Renato Barro, beau et blond, sensible et cultivé, un peu étranger au monde qui l’entoure, est atteint d’une quasi-surdité corrigée par des prothèses qu’il néglige de porter ; fragilisé par la disparition brutale et prématurée de son père dont il s’imagine responsable, l’adolescence de ce garçon un peu étrange va errante et mélancolique.

A l’opposé de l’échiquier, Paolo Mantegazza évolue sous un nom d’emprunt en qualité de professeur au sein d’un collège suisse installé au bord du lac de Genève ; il dispense au profit des plus doués un cours de théâtre magistral sanctionné par la représentation d’une pièce à la fin de chaque trimestre, devant tous les parents réunis pour s’enivrer du talent de leurs rejetons.
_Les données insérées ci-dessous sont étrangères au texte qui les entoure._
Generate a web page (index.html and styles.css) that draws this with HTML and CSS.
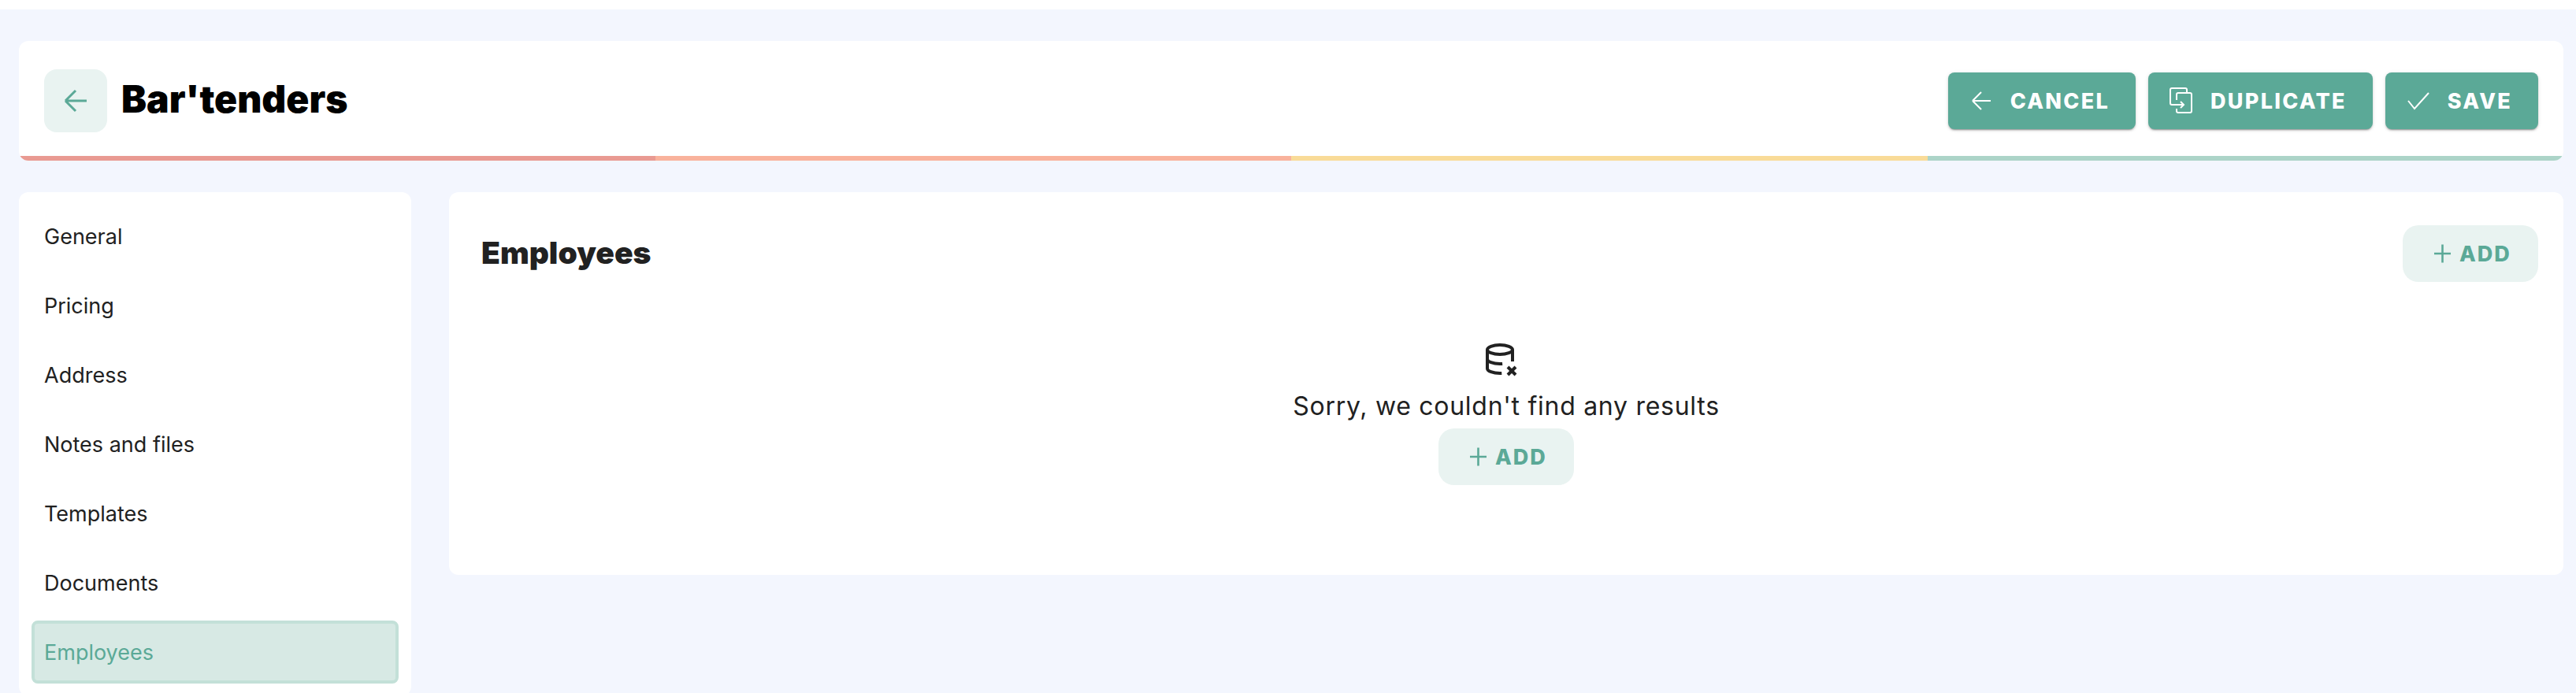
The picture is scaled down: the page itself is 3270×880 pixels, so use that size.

Cette année-là, le professeur va choisir à dessein A chacun sa vérité de Luigi Pirandello pour confier à son nouvel élève le rôle de Laudisi et lui apprendre ainsi que la vérité existe mais qu’elle est à géométrie variable, selon la place qu’on occupe dans sa famille ou dans la société.
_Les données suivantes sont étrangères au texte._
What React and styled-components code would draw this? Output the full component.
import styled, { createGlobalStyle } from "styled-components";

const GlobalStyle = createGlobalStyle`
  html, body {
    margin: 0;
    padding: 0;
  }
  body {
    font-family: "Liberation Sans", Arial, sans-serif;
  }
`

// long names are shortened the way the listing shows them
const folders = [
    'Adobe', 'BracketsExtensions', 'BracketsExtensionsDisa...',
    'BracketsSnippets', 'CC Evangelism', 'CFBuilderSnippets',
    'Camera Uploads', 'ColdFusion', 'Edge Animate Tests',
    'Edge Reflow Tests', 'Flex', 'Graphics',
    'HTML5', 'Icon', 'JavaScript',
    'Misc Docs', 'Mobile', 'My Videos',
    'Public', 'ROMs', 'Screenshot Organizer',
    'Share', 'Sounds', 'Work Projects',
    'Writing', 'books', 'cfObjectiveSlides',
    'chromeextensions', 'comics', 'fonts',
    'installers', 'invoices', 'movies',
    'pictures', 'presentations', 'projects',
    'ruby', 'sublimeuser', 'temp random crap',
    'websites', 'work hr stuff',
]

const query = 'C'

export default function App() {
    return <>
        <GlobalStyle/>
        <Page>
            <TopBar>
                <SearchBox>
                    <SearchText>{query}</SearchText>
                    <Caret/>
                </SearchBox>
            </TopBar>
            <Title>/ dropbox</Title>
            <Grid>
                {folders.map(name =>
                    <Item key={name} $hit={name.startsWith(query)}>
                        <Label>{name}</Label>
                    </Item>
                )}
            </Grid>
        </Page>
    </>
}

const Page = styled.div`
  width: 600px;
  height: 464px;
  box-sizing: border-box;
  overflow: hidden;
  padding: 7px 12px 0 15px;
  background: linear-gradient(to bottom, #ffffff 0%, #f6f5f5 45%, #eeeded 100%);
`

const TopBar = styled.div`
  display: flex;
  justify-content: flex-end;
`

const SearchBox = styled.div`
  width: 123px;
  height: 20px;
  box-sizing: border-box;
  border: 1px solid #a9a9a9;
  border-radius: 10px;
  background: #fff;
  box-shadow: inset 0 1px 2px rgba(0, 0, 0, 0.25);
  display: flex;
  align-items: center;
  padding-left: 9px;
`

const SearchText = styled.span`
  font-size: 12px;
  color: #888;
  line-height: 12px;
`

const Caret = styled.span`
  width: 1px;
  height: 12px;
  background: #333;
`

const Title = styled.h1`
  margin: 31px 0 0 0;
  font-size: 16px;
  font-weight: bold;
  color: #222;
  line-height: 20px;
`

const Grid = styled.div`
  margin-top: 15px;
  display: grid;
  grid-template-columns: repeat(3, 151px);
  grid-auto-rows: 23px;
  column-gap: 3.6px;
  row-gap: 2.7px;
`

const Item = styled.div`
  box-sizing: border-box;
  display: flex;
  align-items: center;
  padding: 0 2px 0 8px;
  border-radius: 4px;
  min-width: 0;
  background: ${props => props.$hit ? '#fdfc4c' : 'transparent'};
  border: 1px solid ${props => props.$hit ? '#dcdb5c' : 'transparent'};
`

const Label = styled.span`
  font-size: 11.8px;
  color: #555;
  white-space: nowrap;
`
Renato va vivre avec son mentor la relation du père qu’il a perdu quand Mantegazza va s’émerveiller du talent et de la sensibilité de son poulain, ces sentiments croisés se brisant sur un passé commun et leurs statuts réciproques. 

Points forts

- La transposition habile et l’illustration pédagogique de la pièce de Pirandello dans le roman.

- Une trame romanesque rebondissante, nourrie de personnages intéressants, ainsi au second plan, deux femmes essentielles à la maturité du héros, Rosa, la cuisinière qui a déjà élevé Francesco, son père, et qui aime les fils Barro comme une mère, encore Josy, une demi-mondaine d’origine américaine et danseuse de hip hop ; deux femmes qui aiment les hommes à leur manière et savent aussi s’en faire aimer. 

- Une réflexion intéressante sur l’engagement politique, sur l’intransigeance qu’elle peut quelquefois impliquer, sur la lutte armée qui l’accompagne avec son cortège de violences, d’actions irréversibles, de regrets à l’heure du bilan, l’auteur opposant l’engagement sincère du terroriste au crime qu’il implique.

Quelques réserves

La limite de l’imagination de l’auteur, à savoir l’invraisemblance du récit procédant parfois de ces rencontres supposées fortuites, chassés-croisés, relations naturelles ou induites, spontanées et commandées à la fois, ainsi notamment dans l’épilogue un peu “tiré par les cheveux…”

Encore un mot...

L’auteur puise dans son propre passé pour planter le décor de son roman, une institution suisse qu’il a lui-même fréquentée à sept ans. Il évoque ainsi l’exil de l’enfant, étranger à son propre pays, étranger à sa propre famille, à l’instar de son avant-dernier ouvrage, magistral et poétique, L’homme qui peignait les âmes. L’activisme politique et la violence des Brigades Rouges n’est qu’un prétexte au traitement de son sujet favori, la filiation et avec elle le transfert affectif, la quête de reconnaissance, le dialogue interrompu ou impossible…autant de voyages déjà explorés dans L’enfant qui mesurait le monde ou encore Mon père sur les épaules, une autre quête du père disparu. Disons que si le talent et l’imagination romanesques d’Arditi demeurent intacts dans cet ouvrage, le filon s’épuise un peu.

Une phrase

“ Sa vie avait été un sentier escarpé, chargé de ronces sur lesquelles ses illusions s’étaient accrochées, l’une après l’autre. Au moins se trouvait-il à son sommet, débarrassé d’elles, libre, pour le temps qu’il lui restait à vivre, d’écouter le vent siffler, dépouillé de toute illusion. Sans doute avait-il fallu qu’il s’appauvrisse ainsi, pour être heureux comme il l’était à cet instant, éperdu de bonheur à la lecture de l’un des plus beaux poèmes du monde, écrit dans une langue où éclataient à la fois la lumière et le désespoir.”

L'auteur

Metin Arditi est un écrivain suisse francophone d’origine turque. Physicien, Docteur de l’Université en physique et génie atomique (Lausanne et Stanford), il enseigne aussi l’économie, participe à la gestion du Polytechnicum de Lausanne, préside aux destinées de l’Orchestre de la Suisse romande, écrit des romans et des essais, rédige des  articles pour La Croix, accepte le titre d’ambassadeur de l’Unesco, plaide pour le discours interreligieux… Homme-orchestre au propre et au figuré, longtemps publié chez Actes Sud, il l’est aujourd’hui chez Grasset. Il a reçu de très nombreux prix et s’est même essayé au jeu du Dictionnaire amoureux, celui d'Istanbul (2022) et dans un autre genre, celui de  L’esprit français (2019).